M. Bélisle: Il faut également savoir comment procéder une fois que l'ordonnance entre en vigueur. Est-ce que l'on invite toutes les parties intéressées à soumettre une demande, parce que, comme vous le savez, c'est ce que le groupe du SRD proposait, car il souhaitait qu'il y ait de la concurrence dans ce secteur? Si nous lançons cette invitation, il faudrait prévoir une période d'au plus 30 à 60 jours et organiser des audiences publiques. Or, celles-ci doivent être procédées d'un préavis de 50 jours pour permettre aux intervenants de participer. Des licences pourraient être alors accordées fin décembre ou début janvier.

Le président me rappelle que, si le processus commence le 23 juin il pourrait être conlu le 29 décembre, mais les licences seraient accordées fin décembre ou début janvier.

M. Ianno: Je constate qu'il y a une grande différence entre un système utilisant un satellite américain et un autre utilisant un satellite canadien. Il s'agit là de l'autre problème important qui s'ajoute à celui de la concurrence?

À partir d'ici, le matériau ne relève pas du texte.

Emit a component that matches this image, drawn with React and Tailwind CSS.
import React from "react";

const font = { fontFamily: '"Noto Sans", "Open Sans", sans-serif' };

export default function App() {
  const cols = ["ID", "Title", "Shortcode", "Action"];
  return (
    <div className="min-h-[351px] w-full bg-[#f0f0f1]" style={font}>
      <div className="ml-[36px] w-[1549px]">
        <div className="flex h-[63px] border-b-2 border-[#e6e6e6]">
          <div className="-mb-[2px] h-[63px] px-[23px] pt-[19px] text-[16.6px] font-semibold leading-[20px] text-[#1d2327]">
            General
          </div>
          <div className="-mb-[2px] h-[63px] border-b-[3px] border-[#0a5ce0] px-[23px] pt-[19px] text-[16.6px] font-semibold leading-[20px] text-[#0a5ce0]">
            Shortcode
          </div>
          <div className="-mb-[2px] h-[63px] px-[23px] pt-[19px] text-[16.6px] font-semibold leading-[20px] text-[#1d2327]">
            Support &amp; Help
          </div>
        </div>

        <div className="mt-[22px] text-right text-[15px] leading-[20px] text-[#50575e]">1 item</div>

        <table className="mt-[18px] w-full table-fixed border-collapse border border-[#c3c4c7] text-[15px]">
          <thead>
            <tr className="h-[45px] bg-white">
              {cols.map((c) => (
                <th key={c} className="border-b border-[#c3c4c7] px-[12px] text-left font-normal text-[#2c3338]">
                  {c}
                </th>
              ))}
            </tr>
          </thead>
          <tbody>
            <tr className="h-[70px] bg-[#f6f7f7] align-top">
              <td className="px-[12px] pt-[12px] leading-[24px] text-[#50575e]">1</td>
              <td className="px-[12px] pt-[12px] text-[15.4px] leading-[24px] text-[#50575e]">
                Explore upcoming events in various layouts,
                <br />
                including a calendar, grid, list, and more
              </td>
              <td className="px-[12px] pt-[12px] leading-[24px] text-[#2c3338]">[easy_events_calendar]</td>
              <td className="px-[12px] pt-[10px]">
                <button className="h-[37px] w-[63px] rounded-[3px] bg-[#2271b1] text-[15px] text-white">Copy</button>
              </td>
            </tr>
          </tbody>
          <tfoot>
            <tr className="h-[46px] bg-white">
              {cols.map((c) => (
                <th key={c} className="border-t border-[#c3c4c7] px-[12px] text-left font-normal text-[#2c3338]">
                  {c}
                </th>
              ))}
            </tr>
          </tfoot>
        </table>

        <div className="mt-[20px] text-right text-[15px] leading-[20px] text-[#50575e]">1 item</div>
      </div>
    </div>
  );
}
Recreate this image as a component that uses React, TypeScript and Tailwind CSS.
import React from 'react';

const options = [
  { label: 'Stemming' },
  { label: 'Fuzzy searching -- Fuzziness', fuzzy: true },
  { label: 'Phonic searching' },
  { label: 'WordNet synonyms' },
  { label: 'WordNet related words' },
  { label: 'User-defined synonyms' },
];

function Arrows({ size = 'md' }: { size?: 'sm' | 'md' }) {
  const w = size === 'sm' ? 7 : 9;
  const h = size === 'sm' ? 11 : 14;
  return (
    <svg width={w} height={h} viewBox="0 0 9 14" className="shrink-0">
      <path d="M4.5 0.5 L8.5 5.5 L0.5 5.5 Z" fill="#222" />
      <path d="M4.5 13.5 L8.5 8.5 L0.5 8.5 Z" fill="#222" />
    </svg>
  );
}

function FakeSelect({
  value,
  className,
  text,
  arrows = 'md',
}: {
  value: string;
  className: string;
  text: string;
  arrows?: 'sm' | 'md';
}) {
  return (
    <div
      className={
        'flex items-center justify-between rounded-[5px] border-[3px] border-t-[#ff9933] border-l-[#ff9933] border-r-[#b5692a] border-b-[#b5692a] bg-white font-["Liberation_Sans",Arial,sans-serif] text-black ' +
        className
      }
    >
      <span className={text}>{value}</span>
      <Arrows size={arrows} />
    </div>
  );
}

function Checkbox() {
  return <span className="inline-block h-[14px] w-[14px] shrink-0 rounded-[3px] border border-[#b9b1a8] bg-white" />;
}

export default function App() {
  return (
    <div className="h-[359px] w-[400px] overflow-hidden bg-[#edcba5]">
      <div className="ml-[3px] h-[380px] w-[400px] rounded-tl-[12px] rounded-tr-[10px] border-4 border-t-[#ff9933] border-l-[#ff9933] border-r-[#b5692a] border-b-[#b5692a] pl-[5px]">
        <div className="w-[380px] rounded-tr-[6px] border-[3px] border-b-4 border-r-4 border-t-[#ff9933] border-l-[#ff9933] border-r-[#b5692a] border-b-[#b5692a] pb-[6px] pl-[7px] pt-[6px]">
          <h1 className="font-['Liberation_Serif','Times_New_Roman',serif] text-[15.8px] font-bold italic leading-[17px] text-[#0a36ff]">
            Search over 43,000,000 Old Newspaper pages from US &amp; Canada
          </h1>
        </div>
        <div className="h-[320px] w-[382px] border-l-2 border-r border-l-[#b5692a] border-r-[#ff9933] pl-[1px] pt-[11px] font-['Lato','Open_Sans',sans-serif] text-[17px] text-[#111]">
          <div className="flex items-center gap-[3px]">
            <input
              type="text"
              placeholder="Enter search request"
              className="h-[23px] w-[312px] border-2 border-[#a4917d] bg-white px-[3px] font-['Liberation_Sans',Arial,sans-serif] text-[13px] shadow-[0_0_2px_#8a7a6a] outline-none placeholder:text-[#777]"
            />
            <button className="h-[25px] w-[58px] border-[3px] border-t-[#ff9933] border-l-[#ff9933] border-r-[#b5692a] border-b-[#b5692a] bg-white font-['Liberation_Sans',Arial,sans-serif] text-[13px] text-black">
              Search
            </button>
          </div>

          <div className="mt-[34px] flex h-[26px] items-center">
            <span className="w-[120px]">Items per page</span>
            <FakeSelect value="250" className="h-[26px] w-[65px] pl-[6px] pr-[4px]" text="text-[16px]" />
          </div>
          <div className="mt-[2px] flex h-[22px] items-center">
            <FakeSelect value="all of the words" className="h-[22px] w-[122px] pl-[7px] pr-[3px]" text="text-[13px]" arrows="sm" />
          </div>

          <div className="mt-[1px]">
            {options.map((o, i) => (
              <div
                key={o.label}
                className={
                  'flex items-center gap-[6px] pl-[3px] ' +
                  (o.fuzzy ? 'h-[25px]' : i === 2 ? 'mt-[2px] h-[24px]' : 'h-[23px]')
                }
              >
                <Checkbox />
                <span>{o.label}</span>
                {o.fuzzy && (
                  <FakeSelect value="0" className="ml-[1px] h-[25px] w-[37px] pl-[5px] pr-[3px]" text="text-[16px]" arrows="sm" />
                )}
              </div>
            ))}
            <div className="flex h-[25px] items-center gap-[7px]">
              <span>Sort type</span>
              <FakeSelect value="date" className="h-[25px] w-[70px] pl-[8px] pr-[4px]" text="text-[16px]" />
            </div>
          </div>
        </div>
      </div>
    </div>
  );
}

M. Bélisle: Cette question concerne la télévision à la carte. Le gouvernement doit préciser s'il exige de recourir à un satellite canadien pour le service canadien ou si l'on peut utiliser un satellite américain uniquement, réalisant les difficultés que cela pose pour le système canadien.

M. Ianno: C'est ce qu'on examine actuellement avant de préparer l'ordonnance. Ai-je raison?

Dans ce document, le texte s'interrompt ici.